Derivative-based Dynamic State Estimation of Synchronous Generator using Extended Kalman Filter

Information about the states of a synchronous generator plays a crucial role in monitoring, controlling, and fault detection and changes in the power system. However, due to technical difficulties, this information is not always readily available from direct measurements. This paper proposes a method for dynamic state estimation (DSE) using an Extended Kalman Filter (EKF) approach based on linearization. The method aims to estimate generator states using data measured at the generator terminal. A comprehensive 7th-order sub-transient model is employed to thoroughly depict the behavior of synchronous generators in different system conditions, providing detailed insights into how they react to faults or changes within the system. The accuracy of estimated states is measured by comparing them with actual synchronous generator states.
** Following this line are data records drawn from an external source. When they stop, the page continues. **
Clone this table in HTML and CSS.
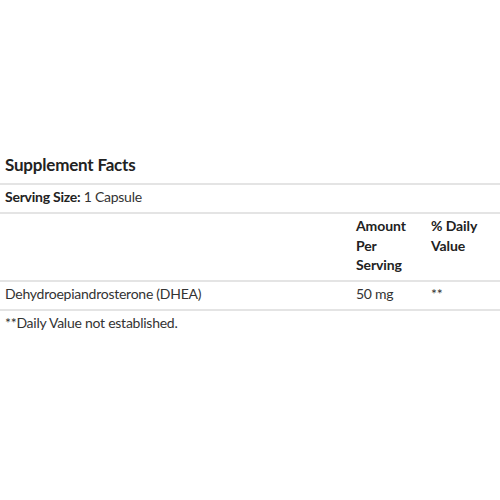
FILE: index.html
```html
<!DOCTYPE html>
<html>
<head>
<meta charset="utf-8">
<link rel="stylesheet" href="styles.css">
</head>
<body>
<div class="facts">
  <h2 class="title">Supplement Facts</h2>
  <div class="row"><div class="cell"><b>Serving Size:</b> 1 Capsule</div></div>
  <div class="row grid">
    <div class="cell"></div>
    <div class="cell head">Amount<br>Per<br>Serving</div>
    <div class="cell head">% Daily<br>Value</div>
  </div>
  <div class="row grid last">
    <div class="cell">Dehydroepiandrosterone (DHEA)</div>
    <div class="cell">50 mg</div>
    <div class="cell">**</div>
  </div>
  <p class="note">**Daily Value not established.</p>
</div>
</body>
</html>
```
FILE: styles.css
```css
html, body {
  margin: 0;
  padding: 0;
  background: #fff;
}
body {
  font-family: Lato, "Open Sans", sans-serif;
  font-size: 14px;
  line-height: 19.5px;
  letter-spacing: -0.25px;
  color: #333;
}
.facts {
  padding-top: 153px;
}
.title {
  margin: 0;
  padding: 0 5px 6px;
  font-size: 17px;
  line-height: 24px;
  letter-spacing: -0.2px;
  font-weight: 700;
  color: #222;
}
.row {
  border-top: 2px solid #e4e4e4;
}
.last {
  border-bottom: 2px solid #e4e4e4;
}
.grid {
  display: grid;
  grid-template-columns: 351px 75px 1fr;
}
.cell {
  padding: 2px 5px 5.5px;
}
.cell b {
  font-weight: 700;
  color: #222;
}
.head {
  font-weight: 700;
  letter-spacing: -0.1px;
  color: #222;
}
.note {
  margin: 0;
  padding: 2px 5px;
}
```
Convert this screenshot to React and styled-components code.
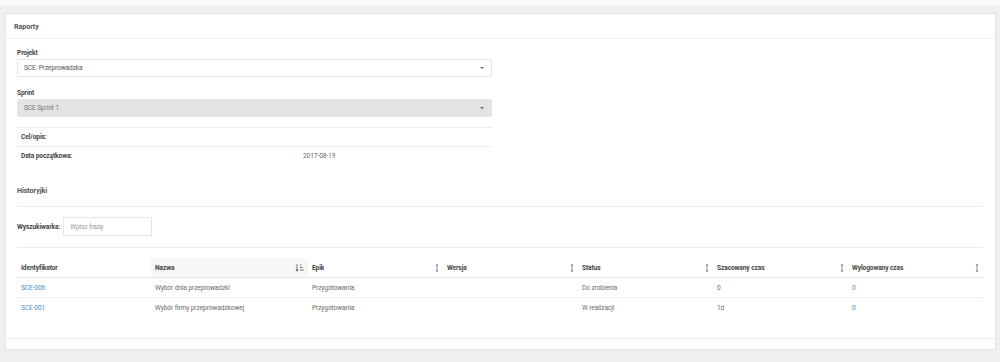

The resilience of EKF is comprehensively evaluated within a Single Machine Infinite Bus (SMIB) system by considering various scenarios of changes including short-circuit faults, and different levels of process and measurement noises. The achieved results demonstrate the proposed EKF approach's ability to deliver precise state estimations for the sub-transient synchronous generator model, relying solely on terminal measurements. The achieved Mean Squared Error (MSE) values range from a very low minimum of 3.80 × 10-6 to a moderately low maximum of 3.06 × 10-2, further confirming the EKF's estimation accuracy. © 2024 IEEE.